If you’re looking for budget eats I don’t think we over exaggerate when we say we may have found the best empanada shop in Chile (and there’s a lot of empanada shops).. For $1500ch ($3USD) we were given a big wholemeal pastry oozing with mozzarella cheese, sun dried tomatoes, fresh basil and chilli.


Le Pato, Homemade Salsas

We would have eaten here more but unfortunately only found it on our final day. Head to La Pato on Almirante Montt, #556 – look for a sign with duck wearing a chefs hat. Located in a cool area with lots of shops, bars and restaurants to explore.


Le Pato, Valpo.

3. Pablo Neruda’s House.

Chile’s favourite eccentric poet, Pablo Neruda, lived in this quirky house for many years. It’s an expansive five story building with panoramic views expanding the whole city. He was an avid (some may say obsessive) collector of all things nautical and you can see his collection of curios on display throughout the rooms. Our favourite part of the house was his enormous royal blue leather ‘cloud chair’ where he used to sit and write poems. There’s still ink marks visible from where he’d drip his signature green pen while composing some of Chile’s best loved poems. We weren’t allowed to take pics so here’s one from around the corner..

4. Drinking.

Valpo likes to party. On Cerro Concepcion and Cerro Negro you’ll find a concentration of laid back drinking dens where people begin the night around 10pm. Then head down the hills to where the action is really kicks off. Bars get going around midnight and you’ll find young and old crammed into small venues often with a live band playing. ValaparisoFind a spot at the bar, order a drink and get involved. We stumbled back home in the small hours after watching the Chilean equivalent of the Rolling Stones (grey hair n all) playing covers to enthusiastic older ladies. As we left, beaten by tiredness it would seem they were just getting started.
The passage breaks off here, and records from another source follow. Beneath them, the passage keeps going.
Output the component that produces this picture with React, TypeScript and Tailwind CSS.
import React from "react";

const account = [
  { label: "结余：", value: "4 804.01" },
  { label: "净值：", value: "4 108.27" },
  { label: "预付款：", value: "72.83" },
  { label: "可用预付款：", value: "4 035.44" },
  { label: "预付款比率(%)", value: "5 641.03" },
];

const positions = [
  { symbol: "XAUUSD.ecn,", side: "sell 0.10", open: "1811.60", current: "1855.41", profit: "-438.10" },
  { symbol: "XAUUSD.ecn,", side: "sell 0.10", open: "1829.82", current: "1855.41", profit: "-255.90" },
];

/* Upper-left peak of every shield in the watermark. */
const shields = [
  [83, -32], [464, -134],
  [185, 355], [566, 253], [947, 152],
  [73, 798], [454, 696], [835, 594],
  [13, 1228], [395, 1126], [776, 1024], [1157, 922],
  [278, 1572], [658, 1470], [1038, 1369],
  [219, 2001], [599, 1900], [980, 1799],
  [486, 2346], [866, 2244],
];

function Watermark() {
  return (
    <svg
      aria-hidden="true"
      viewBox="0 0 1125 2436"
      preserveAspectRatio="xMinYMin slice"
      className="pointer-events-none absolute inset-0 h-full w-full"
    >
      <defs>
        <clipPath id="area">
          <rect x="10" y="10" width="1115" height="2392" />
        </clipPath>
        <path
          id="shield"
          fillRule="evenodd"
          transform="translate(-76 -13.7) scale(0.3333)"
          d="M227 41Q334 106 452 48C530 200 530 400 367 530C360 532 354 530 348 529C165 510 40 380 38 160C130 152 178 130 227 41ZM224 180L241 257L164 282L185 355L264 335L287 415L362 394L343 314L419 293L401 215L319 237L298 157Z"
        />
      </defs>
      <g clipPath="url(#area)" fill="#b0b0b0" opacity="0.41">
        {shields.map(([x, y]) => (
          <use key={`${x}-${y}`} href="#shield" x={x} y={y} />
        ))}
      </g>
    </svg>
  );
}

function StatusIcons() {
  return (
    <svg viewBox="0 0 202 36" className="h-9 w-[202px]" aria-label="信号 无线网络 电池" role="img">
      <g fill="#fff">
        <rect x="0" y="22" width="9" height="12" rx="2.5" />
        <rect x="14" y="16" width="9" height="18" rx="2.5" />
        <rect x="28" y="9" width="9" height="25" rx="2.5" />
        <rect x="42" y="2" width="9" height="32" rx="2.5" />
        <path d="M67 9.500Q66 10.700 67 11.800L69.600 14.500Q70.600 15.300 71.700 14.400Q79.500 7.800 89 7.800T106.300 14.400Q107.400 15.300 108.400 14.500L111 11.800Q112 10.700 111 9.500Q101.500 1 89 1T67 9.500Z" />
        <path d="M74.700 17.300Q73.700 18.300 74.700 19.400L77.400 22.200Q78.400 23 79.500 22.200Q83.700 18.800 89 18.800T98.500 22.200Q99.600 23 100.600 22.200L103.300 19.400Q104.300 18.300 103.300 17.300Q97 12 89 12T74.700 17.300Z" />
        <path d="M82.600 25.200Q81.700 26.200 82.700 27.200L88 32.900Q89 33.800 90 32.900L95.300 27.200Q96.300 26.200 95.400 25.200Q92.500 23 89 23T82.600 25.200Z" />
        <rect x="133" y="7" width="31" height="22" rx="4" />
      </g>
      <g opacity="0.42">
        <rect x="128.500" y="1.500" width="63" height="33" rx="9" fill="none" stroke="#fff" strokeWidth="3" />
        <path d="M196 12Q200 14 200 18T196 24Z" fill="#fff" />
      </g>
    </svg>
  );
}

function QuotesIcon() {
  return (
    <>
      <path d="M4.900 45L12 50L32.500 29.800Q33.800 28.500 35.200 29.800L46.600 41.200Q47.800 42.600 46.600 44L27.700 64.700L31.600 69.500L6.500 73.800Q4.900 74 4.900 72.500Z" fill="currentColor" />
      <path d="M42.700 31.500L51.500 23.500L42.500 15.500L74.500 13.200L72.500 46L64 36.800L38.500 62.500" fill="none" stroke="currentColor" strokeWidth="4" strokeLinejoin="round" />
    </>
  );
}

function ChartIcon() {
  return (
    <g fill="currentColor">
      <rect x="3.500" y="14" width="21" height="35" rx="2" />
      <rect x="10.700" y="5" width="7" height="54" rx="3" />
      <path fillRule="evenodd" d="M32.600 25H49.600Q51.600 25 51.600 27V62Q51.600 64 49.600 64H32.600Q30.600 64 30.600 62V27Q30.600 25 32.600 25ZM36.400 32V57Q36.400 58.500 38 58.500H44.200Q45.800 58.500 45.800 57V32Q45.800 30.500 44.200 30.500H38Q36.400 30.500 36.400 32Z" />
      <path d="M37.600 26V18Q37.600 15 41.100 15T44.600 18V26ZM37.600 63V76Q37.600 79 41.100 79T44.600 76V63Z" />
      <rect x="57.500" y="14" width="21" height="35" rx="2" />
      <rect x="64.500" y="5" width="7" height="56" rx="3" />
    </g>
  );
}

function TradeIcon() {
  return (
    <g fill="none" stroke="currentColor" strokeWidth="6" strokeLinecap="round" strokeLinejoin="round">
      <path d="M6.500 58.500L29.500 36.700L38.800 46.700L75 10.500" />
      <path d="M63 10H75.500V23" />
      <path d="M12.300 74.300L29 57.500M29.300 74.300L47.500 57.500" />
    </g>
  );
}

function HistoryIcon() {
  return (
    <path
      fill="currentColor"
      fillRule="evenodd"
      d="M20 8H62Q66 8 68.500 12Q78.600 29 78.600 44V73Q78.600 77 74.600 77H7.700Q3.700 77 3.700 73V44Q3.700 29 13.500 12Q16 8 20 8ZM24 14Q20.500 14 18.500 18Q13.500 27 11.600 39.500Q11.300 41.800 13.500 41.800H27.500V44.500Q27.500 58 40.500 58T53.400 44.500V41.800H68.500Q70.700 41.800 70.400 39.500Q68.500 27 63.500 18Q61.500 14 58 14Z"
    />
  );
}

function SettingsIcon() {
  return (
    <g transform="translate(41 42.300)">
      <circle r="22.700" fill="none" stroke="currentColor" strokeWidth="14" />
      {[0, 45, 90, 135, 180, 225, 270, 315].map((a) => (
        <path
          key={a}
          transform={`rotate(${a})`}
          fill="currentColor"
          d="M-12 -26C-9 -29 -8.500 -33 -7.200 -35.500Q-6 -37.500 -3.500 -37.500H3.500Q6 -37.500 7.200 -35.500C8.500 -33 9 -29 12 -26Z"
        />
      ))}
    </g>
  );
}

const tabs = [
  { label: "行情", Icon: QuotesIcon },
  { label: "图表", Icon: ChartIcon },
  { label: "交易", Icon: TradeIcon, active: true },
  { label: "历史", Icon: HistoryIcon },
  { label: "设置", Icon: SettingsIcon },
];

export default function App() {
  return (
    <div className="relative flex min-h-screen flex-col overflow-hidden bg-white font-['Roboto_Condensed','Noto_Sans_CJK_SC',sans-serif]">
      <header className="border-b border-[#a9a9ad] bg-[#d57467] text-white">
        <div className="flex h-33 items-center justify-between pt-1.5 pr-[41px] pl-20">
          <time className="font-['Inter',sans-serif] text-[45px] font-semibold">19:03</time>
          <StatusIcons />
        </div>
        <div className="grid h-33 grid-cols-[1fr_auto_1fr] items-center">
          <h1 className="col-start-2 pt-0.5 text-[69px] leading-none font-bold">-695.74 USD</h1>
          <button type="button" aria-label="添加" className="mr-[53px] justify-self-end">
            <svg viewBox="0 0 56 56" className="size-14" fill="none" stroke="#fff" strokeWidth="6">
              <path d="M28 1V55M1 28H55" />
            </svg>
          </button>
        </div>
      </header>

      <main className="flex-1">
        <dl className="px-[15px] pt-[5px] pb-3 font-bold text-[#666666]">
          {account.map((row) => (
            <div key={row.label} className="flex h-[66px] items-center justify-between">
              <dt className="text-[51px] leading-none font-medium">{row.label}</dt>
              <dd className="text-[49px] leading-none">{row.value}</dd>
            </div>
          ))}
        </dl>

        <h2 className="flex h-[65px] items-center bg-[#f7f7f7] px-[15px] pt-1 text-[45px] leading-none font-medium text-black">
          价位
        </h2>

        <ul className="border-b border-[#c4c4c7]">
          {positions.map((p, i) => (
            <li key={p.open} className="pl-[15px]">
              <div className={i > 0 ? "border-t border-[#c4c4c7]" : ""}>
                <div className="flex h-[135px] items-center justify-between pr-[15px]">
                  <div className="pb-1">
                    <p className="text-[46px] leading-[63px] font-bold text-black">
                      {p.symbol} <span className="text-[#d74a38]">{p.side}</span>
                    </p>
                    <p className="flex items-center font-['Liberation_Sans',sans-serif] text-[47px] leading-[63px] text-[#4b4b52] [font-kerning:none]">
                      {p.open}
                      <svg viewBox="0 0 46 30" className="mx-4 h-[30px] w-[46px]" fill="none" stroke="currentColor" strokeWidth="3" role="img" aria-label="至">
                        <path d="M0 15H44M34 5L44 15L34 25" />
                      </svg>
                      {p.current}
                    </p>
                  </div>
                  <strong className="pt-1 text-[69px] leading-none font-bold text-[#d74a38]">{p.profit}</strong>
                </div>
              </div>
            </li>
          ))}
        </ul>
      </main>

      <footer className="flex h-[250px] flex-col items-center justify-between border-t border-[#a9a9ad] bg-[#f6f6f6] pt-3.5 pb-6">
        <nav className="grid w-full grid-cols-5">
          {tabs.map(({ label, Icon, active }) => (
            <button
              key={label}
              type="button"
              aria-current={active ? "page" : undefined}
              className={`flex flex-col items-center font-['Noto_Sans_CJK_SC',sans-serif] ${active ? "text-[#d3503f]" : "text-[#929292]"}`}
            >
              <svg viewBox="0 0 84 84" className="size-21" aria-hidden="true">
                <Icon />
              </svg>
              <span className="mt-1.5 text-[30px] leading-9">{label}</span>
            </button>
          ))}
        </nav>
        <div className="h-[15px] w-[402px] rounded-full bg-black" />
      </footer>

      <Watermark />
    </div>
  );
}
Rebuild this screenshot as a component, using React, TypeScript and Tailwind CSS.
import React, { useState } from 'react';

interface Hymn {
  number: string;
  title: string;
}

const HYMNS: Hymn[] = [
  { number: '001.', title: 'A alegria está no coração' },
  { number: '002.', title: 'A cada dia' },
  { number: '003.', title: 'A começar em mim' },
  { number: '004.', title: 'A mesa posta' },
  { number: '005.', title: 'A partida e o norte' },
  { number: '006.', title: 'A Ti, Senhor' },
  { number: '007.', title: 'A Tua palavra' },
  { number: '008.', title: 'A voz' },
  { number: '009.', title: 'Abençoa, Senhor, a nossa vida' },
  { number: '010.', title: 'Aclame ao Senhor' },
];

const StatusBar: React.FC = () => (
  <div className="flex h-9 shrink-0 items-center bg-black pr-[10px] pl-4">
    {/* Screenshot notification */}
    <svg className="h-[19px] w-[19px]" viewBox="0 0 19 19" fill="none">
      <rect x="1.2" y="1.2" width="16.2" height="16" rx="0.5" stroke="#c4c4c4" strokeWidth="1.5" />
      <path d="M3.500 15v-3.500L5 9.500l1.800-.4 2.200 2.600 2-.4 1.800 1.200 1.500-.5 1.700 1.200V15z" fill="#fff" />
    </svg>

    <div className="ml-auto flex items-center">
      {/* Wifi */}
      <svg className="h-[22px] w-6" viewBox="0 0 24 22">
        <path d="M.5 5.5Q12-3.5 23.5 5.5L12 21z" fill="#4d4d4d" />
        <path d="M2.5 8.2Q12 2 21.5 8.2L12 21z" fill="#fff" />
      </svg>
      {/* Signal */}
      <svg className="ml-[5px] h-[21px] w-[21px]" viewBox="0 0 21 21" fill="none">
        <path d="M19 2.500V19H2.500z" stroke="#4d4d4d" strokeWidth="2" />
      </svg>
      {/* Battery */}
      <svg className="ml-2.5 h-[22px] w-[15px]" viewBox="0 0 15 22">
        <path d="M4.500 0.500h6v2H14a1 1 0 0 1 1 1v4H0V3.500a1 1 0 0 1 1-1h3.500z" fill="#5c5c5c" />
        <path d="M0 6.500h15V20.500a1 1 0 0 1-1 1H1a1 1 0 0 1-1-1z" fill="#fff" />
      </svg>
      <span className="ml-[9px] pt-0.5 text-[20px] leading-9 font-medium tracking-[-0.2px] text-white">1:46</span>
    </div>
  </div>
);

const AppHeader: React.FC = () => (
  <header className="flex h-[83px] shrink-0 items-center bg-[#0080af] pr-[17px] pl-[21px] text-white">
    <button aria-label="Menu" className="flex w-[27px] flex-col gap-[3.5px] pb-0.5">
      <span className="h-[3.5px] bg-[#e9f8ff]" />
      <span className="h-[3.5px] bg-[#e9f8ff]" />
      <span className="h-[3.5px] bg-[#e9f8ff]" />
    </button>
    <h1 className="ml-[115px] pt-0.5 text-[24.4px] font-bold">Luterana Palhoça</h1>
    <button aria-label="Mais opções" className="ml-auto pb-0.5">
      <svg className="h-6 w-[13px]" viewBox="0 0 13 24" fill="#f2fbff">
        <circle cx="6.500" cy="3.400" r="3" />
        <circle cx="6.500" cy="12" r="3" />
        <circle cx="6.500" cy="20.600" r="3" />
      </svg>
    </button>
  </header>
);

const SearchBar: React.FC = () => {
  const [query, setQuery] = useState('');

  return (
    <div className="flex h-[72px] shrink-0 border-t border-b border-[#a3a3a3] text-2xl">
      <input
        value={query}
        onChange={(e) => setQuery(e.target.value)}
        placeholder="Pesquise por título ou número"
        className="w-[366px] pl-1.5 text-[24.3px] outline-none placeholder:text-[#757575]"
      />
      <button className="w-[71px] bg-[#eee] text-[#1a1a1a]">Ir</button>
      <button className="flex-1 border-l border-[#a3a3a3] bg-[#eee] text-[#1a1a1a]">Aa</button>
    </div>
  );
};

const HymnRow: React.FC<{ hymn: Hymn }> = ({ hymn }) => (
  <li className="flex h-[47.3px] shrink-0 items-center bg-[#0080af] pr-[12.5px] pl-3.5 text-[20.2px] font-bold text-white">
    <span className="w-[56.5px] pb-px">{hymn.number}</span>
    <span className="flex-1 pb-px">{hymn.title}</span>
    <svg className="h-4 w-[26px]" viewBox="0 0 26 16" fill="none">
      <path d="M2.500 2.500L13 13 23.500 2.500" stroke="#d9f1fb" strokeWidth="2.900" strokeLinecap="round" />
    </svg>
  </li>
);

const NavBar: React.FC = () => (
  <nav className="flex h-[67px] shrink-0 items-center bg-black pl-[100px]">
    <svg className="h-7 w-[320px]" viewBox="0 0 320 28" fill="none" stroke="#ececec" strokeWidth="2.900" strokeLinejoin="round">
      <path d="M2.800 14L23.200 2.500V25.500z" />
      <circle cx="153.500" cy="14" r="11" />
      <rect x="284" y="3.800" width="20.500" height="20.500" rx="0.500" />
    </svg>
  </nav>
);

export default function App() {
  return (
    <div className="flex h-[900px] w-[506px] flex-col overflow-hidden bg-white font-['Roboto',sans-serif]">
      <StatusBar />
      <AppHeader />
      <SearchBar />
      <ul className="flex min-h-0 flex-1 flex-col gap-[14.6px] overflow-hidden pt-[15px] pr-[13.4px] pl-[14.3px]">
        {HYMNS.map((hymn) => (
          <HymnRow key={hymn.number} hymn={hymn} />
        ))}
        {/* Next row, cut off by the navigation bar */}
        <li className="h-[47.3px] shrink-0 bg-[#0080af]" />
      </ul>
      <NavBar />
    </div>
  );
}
Cerveceria Artesanal, Valparaíso

5. Take A Walking Tour.

A great way to see the city and get your bearings. We did this on the first day and it gave us a good basic history and background to Valparaiso. We went with Tours For Tips who were excellent, although there’s a few other companies available. Suggested donation is $6000-$7000 ($10USD) per person. Meet at Plaza Sotomayor at 10am every day.

The Finer Details.

Accommodation – We stayed at the Casa Valparaiso on Galvez Street, a big old colonial house in Cerro Concepcion neighbourhood. Great staff, good vibes and decent breakfast. We stayed in dorms (private rooms in Chile are EXPENSIVE) which were good, although Liz got bitten by an unknown bug which was a bit rank (maybe ‘Jimmy’ the cat had fleas?). However the location is awesome and the alleys surrounding it are full of art and buskers giving the whole area a left field charm.


Outside Hostel Valparaiso.

Shopping – Many arts and crafts all around Conception. Great screen print shops selling reasonably priced gifts – Check out Fabrika for some of the best. For cheap grub there’s a massive Unimarc Supermarket down by the port. The huge fruit veg and fish market is also worth a look for stocking up on a budget.

Inside Fabrika, Cerro Concepcion.

Inside Fabrika, Cerro Concepción.

Transport – You can walk around the main areas of town easily enough. For distances longer than 1km or you can’t be arsed walking up the hills, the local bus goes everywhere for under a dollar. There’s also the fun original 1920’s funicular railways that will take you up the steeper hills in town.

Safety – Valpo sometimes gets a bad rap but if you’re sensible you’ll be fine. Standard rules apply. Be aware of your surroundings and don’t walk around drunk on your own at 3am…

Last Words –  If you’re heading north or south through Chile definitely try and spend a few days in bohemian Valparaiso. It’s a destination so unlike the rest of the country that it deserves to be seen. There may not be tons of touristy things to do and your schedule won’t be jammed packed, but really that’s the beauty of it.